REQUEST: Leaving the pictures aside, transcribe every line below exactly.

DATA LINES:
+ + +

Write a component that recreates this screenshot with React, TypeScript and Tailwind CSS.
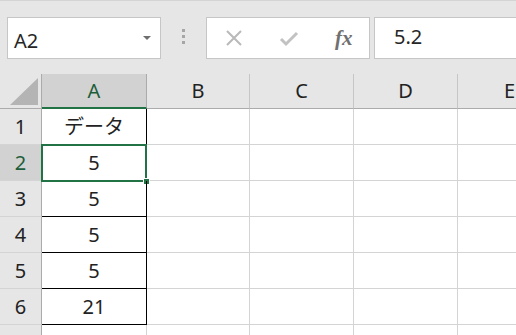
import React from 'react';

const cols = ['A', 'B', 'C', 'D', 'E'];
const rows: { n: number; a: string }[] = [
  { n: 1, a: 'データ' },
  { n: 2, a: '5' },
  { n: 3, a: '5' },
  { n: 4, a: '5' },
  { n: 5, a: '5' },
  { n: 6, a: '21' },
];

const font = { fontFamily: '"Noto Sans", "Noto Sans CJK JP", sans-serif' };

function Toolbar() {
  return (
    <div className="h-[74px] bg-[#e6e6e6] border-t border-[#d4d4d4] flex items-start pt-[16px] pl-[7px]">
      {/* name box */}
      <div className="w-[154px] h-[42px] bg-white border border-[#c6c6c6] flex items-center justify-between pl-[6px] pr-[9px]">
        <span className="text-[20px] leading-none text-[#262626] mt-[5px]">A2</span>
        <span className="w-0 h-0 border-l-[4px] border-r-[4px] border-t-[4px] border-l-transparent border-r-transparent border-t-[#6e6e6e]" />
      </div>
      {/* grip dots */}
      <div className="w-[45px] h-[42px] flex flex-col items-center justify-center gap-[3px] pb-[3px]">
        <span className="w-[3px] h-[3px] bg-[#a6a6a6]" />
        <span className="w-[3px] h-[3px] bg-[#a6a6a6]" />
        <span className="w-[3px] h-[3px] bg-[#a6a6a6]" />
      </div>
      {/* cancel / enter / fx */}
      <div className="w-[164px] h-[42px] bg-white border border-[#c6c6c6] flex items-center">
        <svg width="18" height="18" viewBox="0 0 18 18" className="ml-[18px]">
          <path d="M2 2 L16 16 M16 2 L2 16" stroke="#b9b9b9" strokeWidth="2" fill="none" />
        </svg>
        <svg width="20" height="16" viewBox="0 0 20 16" className="ml-[36px] mt-[2px]">
          <path d="M2 8 L7 13 L18 2" stroke="#c2c2c2" strokeWidth="3" fill="none" />
        </svg>
        <span
          className="ml-[36px] mt-[1px] text-[21px] leading-none italic font-bold text-[#707070]"
          style={{ fontFamily: '"Liberation Serif", serif' }}
        >
          fx
        </span>
      </div>
      {/* formula bar */}
      <div className="ml-[4px] flex-1 h-[42px] bg-white border border-[#c6c6c6] border-r-0 flex items-center pl-[19px]">
        <span className="text-[20px] leading-none text-[#262626] mb-[2px]">5.2</span>
      </div>
    </div>
  );
}

export default function App() {
  return (
    <div className="w-[516px] h-[335px] overflow-hidden bg-white" style={font}>
      <Toolbar />
      <div className="w-[562px] grid grid-cols-[42px_105px_103px_104px_104px_104px] grid-rows-[35px_repeat(6,36px)_1fr] h-[261px] text-[20px] text-[#222]">
        {/* corner */}
        <div className="bg-[#e6e6e6] border-r border-b border-[#ababab] flex items-end justify-end pr-[3px] pb-[3px]">
          <svg width="28" height="27" viewBox="0 0 28 27">
            <path d="M28 0 L28 27 L0 27 Z" fill="#b4b4b4" />
          </svg>
        </div>
        {cols.map((c, i) =>
          i === 0 ? (
            <div
              key={c}
              className="bg-[#d2d2d2] border-r border-[#ababab] border-b-2 border-b-[#217346] flex items-center justify-center text-[#1d5e3a] leading-none"
            >
              {c}
            </div>
          ) : (
            <div
              key={c}
              className="bg-[#e6e6e6] border-r border-[#c6c6c6] border-b border-b-[#ababab] flex items-center justify-center leading-none"
            >
              {c}
            </div>
          )
        )}
        {rows.map((r) => (
          <React.Fragment key={r.n}>
            <div
              className={
                r.n === 2
                  ? 'bg-[#d2d2d2] border-r border-[#ababab] border-b border-b-[#d4d4d4] flex items-center justify-center text-[#1d5e3a] leading-none'
                  : 'bg-[#e6e6e6] border-r border-[#ababab] border-b border-b-[#d4d4d4] flex items-center justify-center leading-none'
              }
            >
              {r.n}
            </div>
            <div className="relative border-r border-b border-black flex items-center justify-center leading-none">
              {r.a}
              {r.n === 2 && (
                <>
                  <div className="absolute -left-[1px] -top-[1px] -right-[1px] -bottom-[2px] border-2 border-[#217346]" />
                  <div className="absolute -right-[4px] -bottom-[5px] w-[7px] h-[7px] bg-[#217346] border border-white" />
                </>
              )}
            </div>
            {cols.slice(1).map((c) => (
              <div key={c} className="border-r border-b border-[#d4d4d4]" />
            ))}
          </React.Fragment>
        ))}
        <div className="bg-[#e6e6e6] border-r border-[#ababab]" />
        {cols.map((c) => (
          <div key={c} className="border-r border-[#d4d4d4]" />
        ))}
      </div>
    </div>
  );
}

+ + +

EXERCISE ANSWER:
Write a component that recreates this screenshot with React, TypeScript and Tailwind CSS.
import React from 'react';

const cols = ['A', 'B', 'C', 'D', 'E'];
const rows: { n: number; a: string }[] = [
  { n: 1, a: 'データ' },
  { n: 2, a: '5' },
  { n: 3, a: '5' },
  { n: 4, a: '5' },
  { n: 5, a: '5' },
  { n: 6, a: '21' },
];

const font = { fontFamily: '"Noto Sans", "Noto Sans CJK JP", sans-serif' };

function Toolbar() {
  return (
    <div className="h-[74px] bg-[#e6e6e6] border-t border-[#d4d4d4] flex items-start pt-[16px] pl-[7px]">
      {/* name box */}
      <div className="w-[154px] h-[42px] bg-white border border-[#c6c6c6] flex items-center justify-between pl-[6px] pr-[9px]">
        <span className="text-[20px] leading-none text-[#262626] mt-[5px]">A2</span>
        <span className="w-0 h-0 border-l-[4px] border-r-[4px] border-t-[4px] border-l-transparent border-r-transparent border-t-[#6e6e6e]" />
      </div>
      {/* grip dots */}
      <div className="w-[45px] h-[42px] flex flex-col items-center justify-center gap-[3px] pb-[3px]">
        <span className="w-[3px] h-[3px] bg-[#a6a6a6]" />
        <span className="w-[3px] h-[3px] bg-[#a6a6a6]" />
        <span className="w-[3px] h-[3px] bg-[#a6a6a6]" />
      </div>
      {/* cancel / enter / fx */}
      <div className="w-[164px] h-[42px] bg-white border border-[#c6c6c6] flex items-center">
        <svg width="18" height="18" viewBox="0 0 18 18" className="ml-[18px]">
          <path d="M2 2 L16 16 M16 2 L2 16" stroke="#b9b9b9" strokeWidth="2" fill="none" />
        </svg>
        <svg width="20" height="16" viewBox="0 0 20 16" className="ml-[36px] mt-[2px]">
          <path d="M2 8 L7 13 L18 2" stroke="#c2c2c2" strokeWidth="3" fill="none" />
        </svg>
        <span
          className="ml-[36px] mt-[1px] text-[21px] leading-none italic font-bold text-[#707070]"
          style={{ fontFamily: '"Liberation Serif", serif' }}
        >
          fx
        </span>
      </div>
      {/* formula bar */}
      <div className="ml-[4px] flex-1 h-[42px] bg-white border border-[#c6c6c6] border-r-0 flex items-center pl-[19px]">
        <span className="text-[20px] leading-none text-[#262626] mb-[2px]">5.2</span>
      </div>
    </div>
  );
}

export default function App() {
  return (
    <div className="w-[516px] h-[335px] overflow-hidden bg-white" style={font}>
      <Toolbar />
      <div className="w-[562px] grid grid-cols-[42px_105px_103px_104px_104px_104px] grid-rows-[35px_repeat(6,36px)_1fr] h-[261px] text-[20px] text-[#222]">
        {/* corner */}
        <div className="bg-[#e6e6e6] border-r border-b border-[#ababab] flex items-end justify-end pr-[3px] pb-[3px]">
          <svg width="28" height="27" viewBox="0 0 28 27">
            <path d="M28 0 L28 27 L0 27 Z" fill="#b4b4b4" />
          </svg>
        </div>
        {cols.map((c, i) =>
          i === 0 ? (
            <div
              key={c}
              className="bg-[#d2d2d2] border-r border-[#ababab] border-b-2 border-b-[#217346] flex items-center justify-center text-[#1d5e3a] leading-none"
            >
              {c}
            </div>
          ) : (
            <div
              key={c}
              className="bg-[#e6e6e6] border-r border-[#c6c6c6] border-b border-b-[#ababab] flex items-center justify-center leading-none"
            >
              {c}
            </div>
          )
        )}
        {rows.map((r) => (
          <React.Fragment key={r.n}>
            <div
              className={
                r.n === 2
                  ? 'bg-[#d2d2d2] border-r border-[#ababab] border-b border-b-[#d4d4d4] flex items-center justify-center text-[#1d5e3a] leading-none'
                  : 'bg-[#e6e6e6] border-r border-[#ababab] border-b border-b-[#d4d4d4] flex items-center justify-center leading-none'
              }
            >
              {r.n}
            </div>
            <div className="relative border-r border-b border-black flex items-center justify-center leading-none">
              {r.a}
              {r.n === 2 && (
                <>
                  <div className="absolute -left-[1px] -top-[1px] -right-[1px] -bottom-[2px] border-2 border-[#217346]" />
                  <div className="absolute -right-[4px] -bottom-[5px] w-[7px] h-[7px] bg-[#217346] border border-white" />
                </>
              )}
            </div>
            {cols.slice(1).map((c) => (
              <div key={c} className="border-r border-b border-[#d4d4d4]" />
            ))}
          </React.Fragment>
        ))}
        <div className="bg-[#e6e6e6] border-r border-[#ababab]" />
        {cols.map((c) => (
          <div key={c} className="border-r border-[#d4d4d4]" />
        ))}
      </div>
    </div>
  );
}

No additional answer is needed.